RED CURRY LENTILS FOR RANDY'S TREE FARM CREW
                                                                                                  By CHEF DAN:
Serves 16

INGREDIENTS:
8 cups  water
4 cups red lentils
2 (15 Oz) cans of chickpeas
2 onions, diced
4 cloves garlic, minced
1 thumb-size fresh ginger, minced
2 tablespoon red curry paste
1 tablespoon EACH tandoori masala, curry powder and curry powder
2 teaspoons EACH turmeric and cumin
2 teaspoons sugar
2 (15.5 Oz) can tomato puree
2 tablespoons vegetable oil
1 (19.5 Oz) can Mae Ploy coconut milk
Rice for serving

DIRECTIONS:
1.   Bring salted water to a boil, partially covered, skimming off foam.

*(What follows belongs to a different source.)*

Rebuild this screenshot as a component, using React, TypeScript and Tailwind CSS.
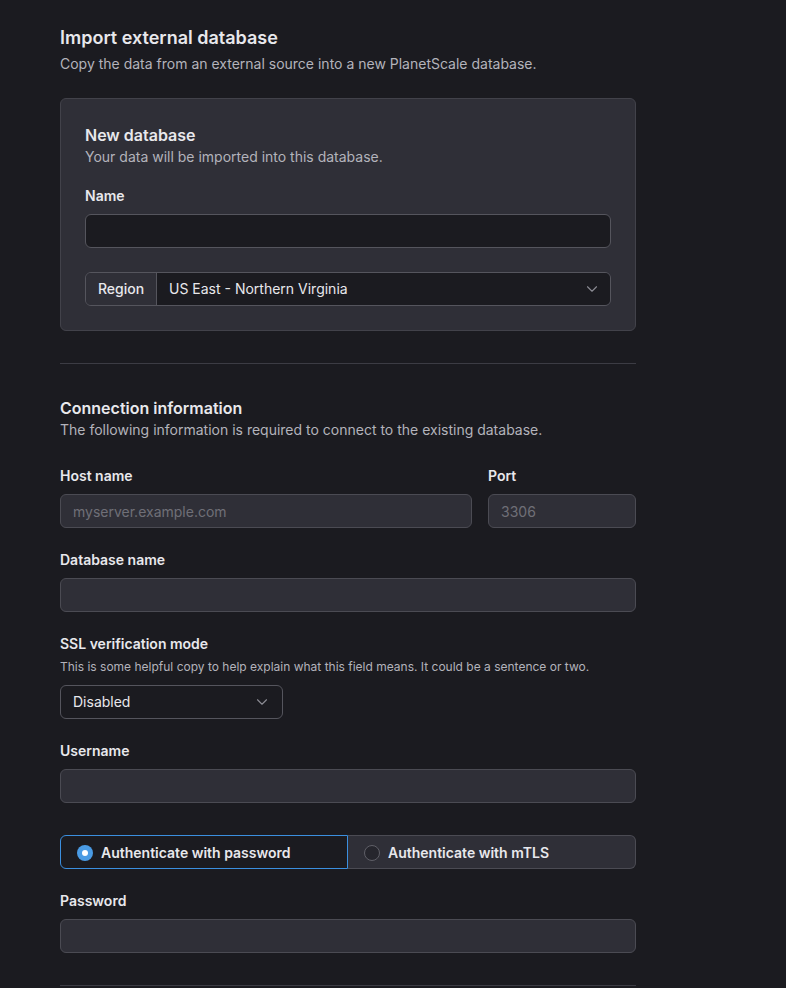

2.   Cook until tender about 12-15 minutes, set aside.
3.   While lentils are cooking, stir together chickpeas, and nest 10 ingredients in a bowl.
4.   Heat 1 tablespoon oil in as skillet over medium-heat when sizzling.

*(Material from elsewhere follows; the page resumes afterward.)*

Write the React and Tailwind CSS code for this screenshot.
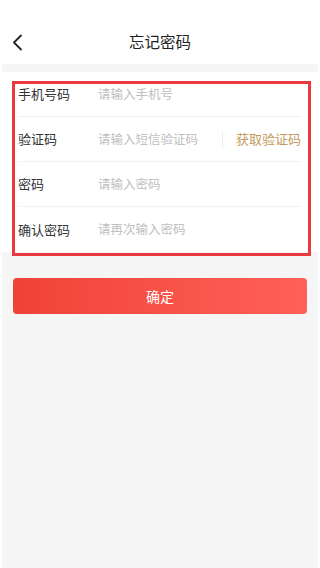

5.   Add onion and sauté for 10 minutes.
6.   Add remaining oil and curry mixture and simmer over medium-low heat for about 2 minutes.
7.   Add tomatoes puree, stirring scraping up any tiny browned bits on the bottom.
8.    Add lentils and gently fold mixture together.
9.   Stir in coconut milk and serve over rice.

ENJOY DAN:                                                     HALLELUJAH!!